Press Conference With Malaysian Foreign Minister Syed Hamid

Secretary Condoleezza Rice
Kuala Lumpur, Malaysia
July 28, 2006

FOREIGN MINISTER HAMID: Secretary Rice and members of the media, first of all, let me thank you members of the media for your patience and kind presence at this joint press conference between Secretary Rice and myself. And I think we are very happy that Secretary Rice has decided to come to Malaysia for the -- our PMC meeting as well as the ARF meeting. And I think this is her first visit here. I hope she will have a very positive impression, and I think so far as the bilateral relations between Malaysia and the U.S. is concerned, bilateral relations is very good, positive. There is a lot of progress on what we can do together.

And Malaysia, also I think we are very happy with the participation, because she has contributed to the discussion and the discussion was enriched, the current situation, looking at the regional as well as international issues. And I think we are very happy with that. And we were able to also sign the enhanced partnership agreement between ASEAN and U.S. and this just now we signed the Mutual Legal Assistance and Criminal Matters.

So I thank you all, and I think -- Secretary Rice, welcome to Malaysia and I hope this is not going to be your last visit. We look forward to more visits from you to Kuala Lumpur. Thank you.

SECRETARY RICE: Thank you very much, Mr. Hamid. Thank you so much for, first of all, the excellent organization of the conference. It's been most enjoyable. I think we had a really very good three-hour retreat with the ministers this morning that was a very good exchange. I indeed hope to come back to Malaysia, to Kuala Lumpur. It's a beautiful city. And obviously, the deepening of our relations is something that is taking place and something to which I would like to continue to contribute along with you. We have, of course, met on a number of occasions. But this is our first time in Malaysia. So thank you for having me here.

I just want to note that, in addition to signing of the Mutual Legal Assistance and Criminal Matters Treaty that we just signed, we are also making a contribution today to an environmental conservation facility for Borneo and that, too, I think is an example of our deepening relationship.

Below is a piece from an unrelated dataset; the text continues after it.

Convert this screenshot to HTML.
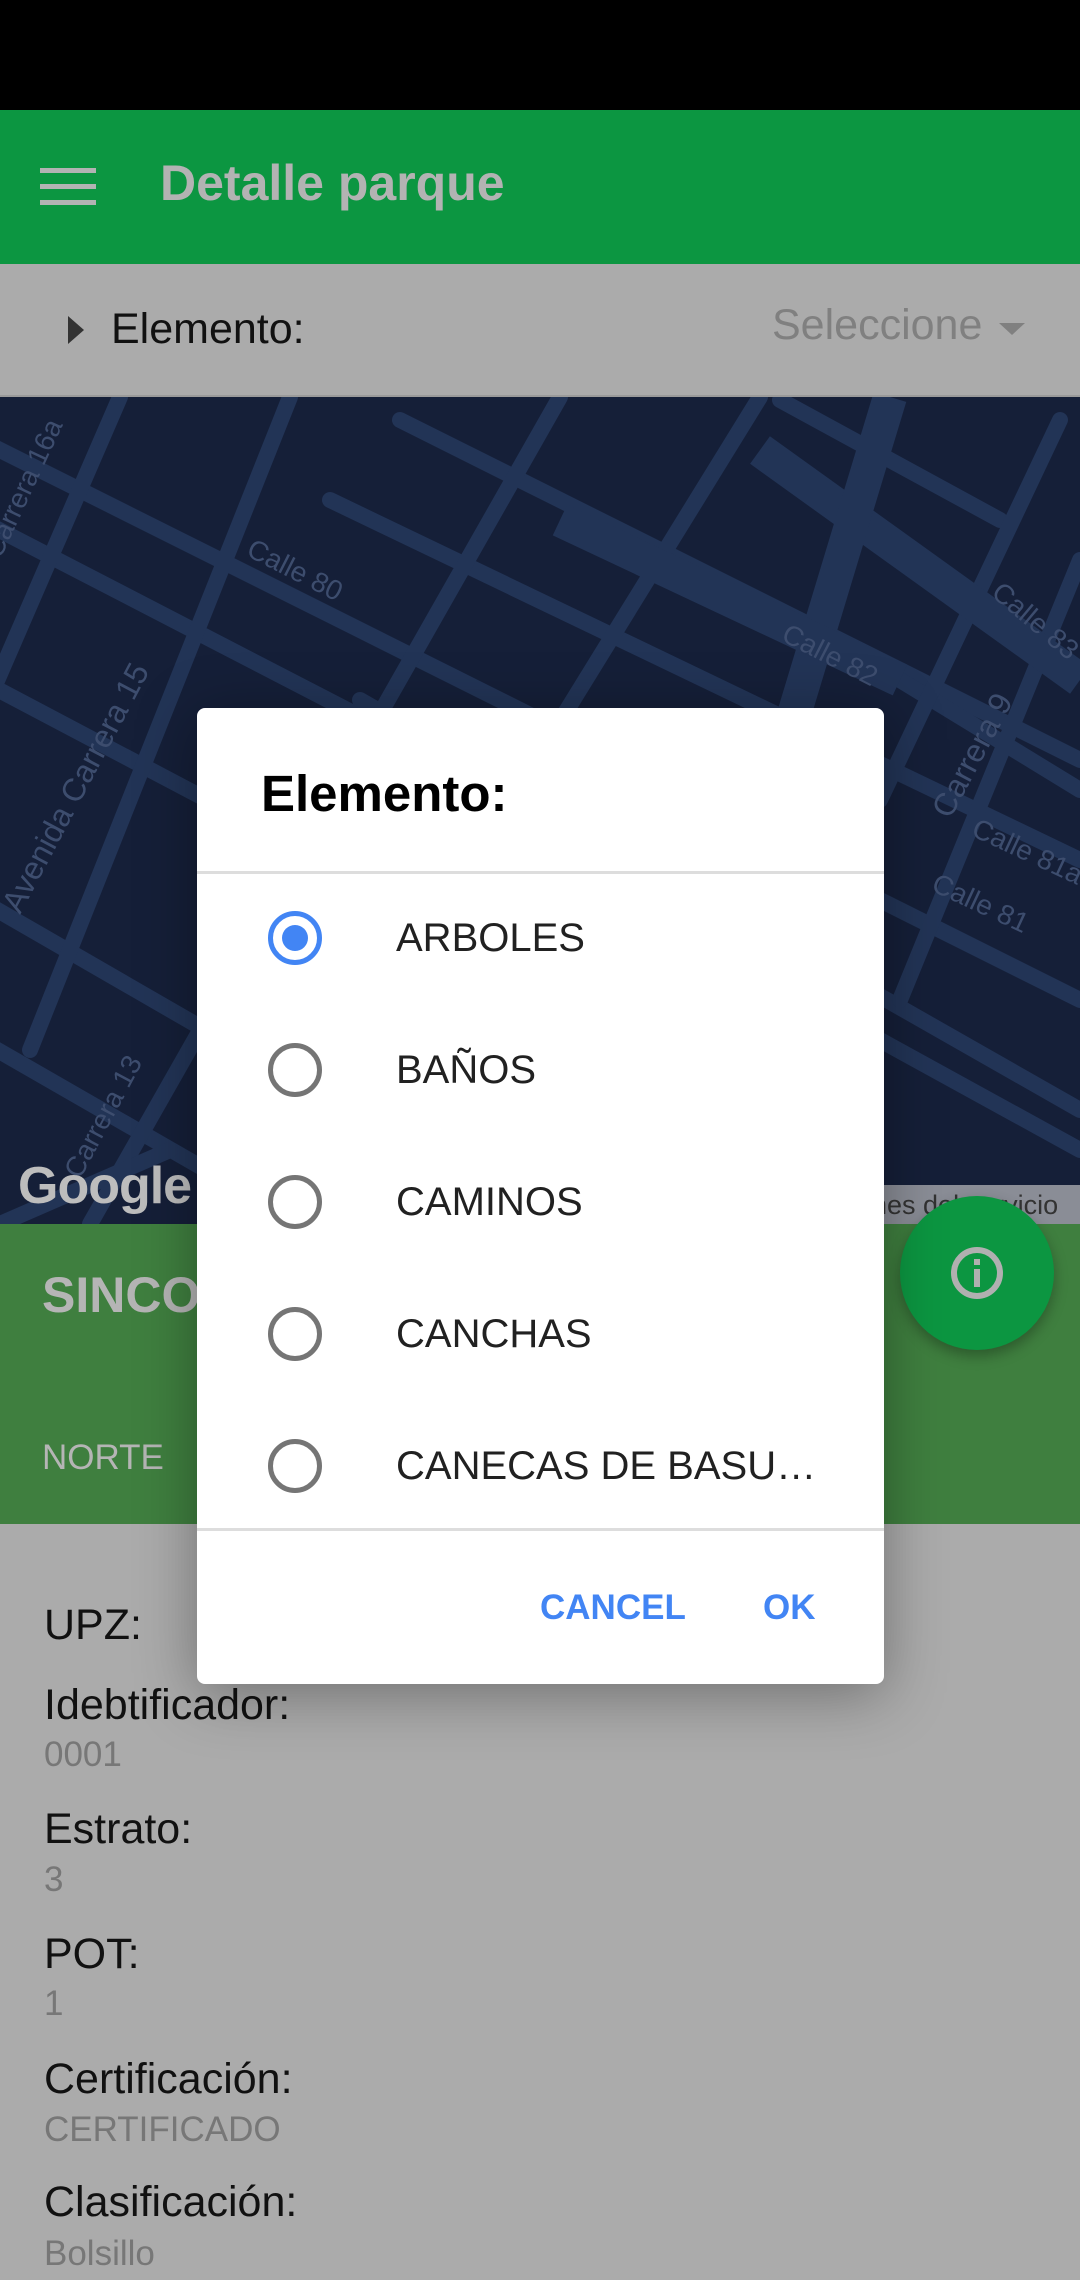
<!DOCTYPE html>
<html><head><meta charset="utf-8">
<style>
*{margin:0;padding:0;box-sizing:border-box}
body{width:1080px;height:2280px;position:relative;overflow:hidden;background:#ababab;font-family:"Liberation Sans",Roboto,sans-serif}
.abs{position:absolute}
.status{left:0;top:0;width:1080px;height:110px;background:#000}
.bar{left:0;top:110px;width:1080px;height:154px;background:#0c9641}
.title{left:160px;top:154px;font-size:50px;color:#b3b3b3;font-weight:bold}
.sel{left:0;top:264px;width:1080px;height:133px;background:#ababab;border-bottom:2px solid #9a9a9a}
.map{left:0;top:397px;width:1080px;height:827px;background:#151f38;overflow:hidden}
.green{left:0;top:1224px;width:1080px;height:300px;background:#3f7f3f}
.lab{left:44px;font-size:43px;color:#111}
.val{left:44px;font-size:35px;color:#777}
.dlg{left:197px;top:708px;width:687px;height:976px;background:#fff;border-radius:8px;box-shadow:0 10px 60px rgba(0,0,0,.35)}
.item{position:absolute;left:199px;font-size:40px;color:#212121}
.radio{position:absolute;left:71px;width:54px;height:54px;border:5px solid #757575;border-radius:50%}
.btn{position:absolute;font-size:35px;color:#4285f4;font-weight:bold;top:880px}
</style></head><body>
<div class="abs status"></div>
<div class="abs bar">
  <div class="abs" style="left:40px;top:58px;width:56px;height:5px;background:#b3b3b3"></div>
  <div class="abs" style="left:40px;top:74px;width:56px;height:5px;background:#b3b3b3"></div>
  <div class="abs" style="left:40px;top:90px;width:56px;height:5px;background:#b3b3b3"></div>
</div>
<div class="abs title">Detalle parque</div>
<div class="abs sel">
  <div class="abs" style="left:68px;top:52px;width:0;height:0;border-top:14px solid transparent;border-bottom:14px solid transparent;border-left:16px solid #333"></div>
  <div class="abs" style="left:111px;top:41px;font-size:43px;color:#111">Elemento:</div>
  <div class="abs" style="left:772px;top:37px;font-size:43px;color:#808080">Seleccione</div>
  <div class="abs" style="left:999px;top:59px;width:0;height:0;border-left:13px solid transparent;border-right:13px solid transparent;border-top:12px solid #808080"></div>
</div>
<div class="abs map">
<svg width="1080" height="827" viewBox="0 397 1080 827">
<g stroke="#223456" stroke-width="16" fill="none" stroke-linecap="round">
<line x1="-20" y1="440" x2="620" y2="760"/>
<line x1="-20" y1="520" x2="560" y2="820"/>
<line x1="-20" y1="680" x2="700" y2="1060"/>
<line x1="330" y1="500" x2="1080" y2="860"/>
<line x1="400" y1="420" x2="1080" y2="760"/>
<line x1="360" y1="700" x2="1080" y2="1110"/>
<line x1="-20" y1="900" x2="500" y2="1200"/>
<line x1="-20" y1="1040" x2="300" y2="1224"/>
<line x1="880" y1="900" x2="1080" y2="1000"/>
<line x1="880" y1="1040" x2="1080" y2="1150"/>
<line x1="900" y1="680" x2="1080" y2="790"/>
<line x1="780" y1="400" x2="1000" y2="520"/>
<line x1="120" y1="397" x2="-20" y2="720"/>
<line x1="290" y1="397" x2="30" y2="1050"/>
<line x1="560" y1="397" x2="90" y2="1224"/>
<line x1="760" y1="397" x2="250" y2="1224"/>
<line x1="420" y1="720" x2="270" y2="1000"/>
<line x1="1060" y1="420" x2="880" y2="800"/>
<line x1="1080" y1="560" x2="900" y2="1000"/>
<line x1="170" y1="1150" x2="0" y2="1224"/>
</g>
<g stroke="#223456" stroke-width="34" fill="none">
<line x1="760" y1="450" x2="1080" y2="680"/>
<line x1="890" y1="397" x2="640" y2="1224"/>
<line x1="560" y1="520" x2="900" y2="680"/>
</g>
<g fill="#3d4d6e" font-size="28">
<text x="245" y="555" transform="rotate(27 245 555)">Calle 80</text>
<text x="780" y="640" transform="rotate(27 780 640)">Calle 82</text>
<text x="990" y="595" transform="rotate(40 990 595)">Calle 83</text>
<text x="970" y="835" transform="rotate(25 970 835)">Calle 81a</text>
<text x="930" y="890" transform="rotate(25 930 890)">Calle 81</text>
<text x="20" y="915" transform="rotate(-62 20 915)" font-size="32">Avenida Carrera 15</text>
<text x="80" y="1180" transform="rotate(-62 80 1180)">Carrera 13</text>
<text x="950" y="820" transform="rotate(-62 950 820)" font-size="32">Carrera 9</text>
<text x="0" y="560" transform="rotate(-65 0 560)">Carrera 16a</text>
</g>
<text x="18" y="1203" font-size="52" font-weight="bold" fill="#bdbdbd" letter-spacing="-1">Google</text>
<rect x="884" y="1185" width="196" height="39" fill="#8a8d96"/>
<text x="872" y="1214" font-size="27" fill="#333">nes del servicio</text>
</svg>
</div>
<div class="abs green">
  <div class="abs" style="left:42px;top:42px;font-size:50px;font-weight:bold;color:#b5b5b5">SINCO</div>
  <div class="abs" style="left:42px;top:214px;font-size:35px;color:#b5b5b5">NORTE</div>
</div>
<div class="abs" style="left:900px;top:1196px;width:154px;height:154px;border-radius:50%;background:#0c9641;box-shadow:0 6px 14px rgba(0,0,0,.3)">
  <svg width="154" height="154" viewBox="0 0 154 154"><circle cx="77" cy="77" r="23" fill="none" stroke="#b0b0b0" stroke-width="6"/><rect x="74" y="73" width="6" height="18" fill="#b0b0b0"/><rect x="74" y="63" width="6" height="6" fill="#b0b0b0"/></svg>
</div>
<div class="abs lab" style="top:1601px">UPZ:</div>
<div class="abs lab" style="top:1681px">Idebtificador:</div>
<div class="abs val" style="top:1735px">0001</div>
<div class="abs lab" style="top:1805px">Estrato:</div>
<div class="abs val" style="top:1860px">3</div>
<div class="abs lab" style="top:1930px">POT:</div>
<div class="abs val" style="top:1984px">1</div>
<div class="abs lab" style="top:2055px">Certificación:</div>
<div class="abs val" style="top:2110px">CERTIFICADO</div>
<div class="abs lab" style="top:2178px">Clasificación:</div>
<div class="abs val" style="top:2234px">Bolsillo</div>

<div class="abs dlg">
  <div class="abs" style="left:64px;top:56px;font-size:51px;font-weight:bold;color:#000">Elemento:</div>
  <div class="abs" style="left:0;top:163px;width:687px;height:3px;background:#ddd"></div>
  <div class="radio" style="top:203px;border-color:#4285f4"><div style="position:absolute;left:9px;top:9px;width:26px;height:26px;border-radius:50%;background:#4285f4"></div></div>
  <div class="item" style="top:208px">ARBOLES</div>
  <div class="radio" style="top:335px"></div>
  <div class="item" style="top:340px">BAÑOS</div>
  <div class="radio" style="top:467px"></div>
  <div class="item" style="top:472px">CAMINOS</div>
  <div class="radio" style="top:599px"></div>
  <div class="item" style="top:604px">CANCHAS</div>
  <div class="radio" style="top:731px"></div>
  <div class="item" style="top:736px">CANECAS DE BASU…</div>
  <div class="abs" style="left:0;top:820px;width:687px;height:3px;background:#ddd"></div>
  <div class="btn" style="left:343px">CANCEL</div>
  <div class="btn" style="left:566px">OK</div>
</div>
</body></html>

We've discussed a number of matters. I want to just on one matter in particular say I recognize the tremendous concern that the Malaysian government and other governments here have about the unfolding situation in the Middle East. I want you to know that we have, of course, heard precisely your concerns. We all are concerned about the humanitarian situation there, would want to see as early an end to the conflict as possible, because the Middle East is a region that has had too many spasms of violence and people -- whole generations have grown up without the prospect for peace. And we cannot rest until that prospect for peace has improved. And so I recommit to you that, not only in this immediate crisis will we work immediately and tirelessly to try to bring an end, but we will do the same to try to bring a broader and more comprehensive solution to the problems of the Middle East.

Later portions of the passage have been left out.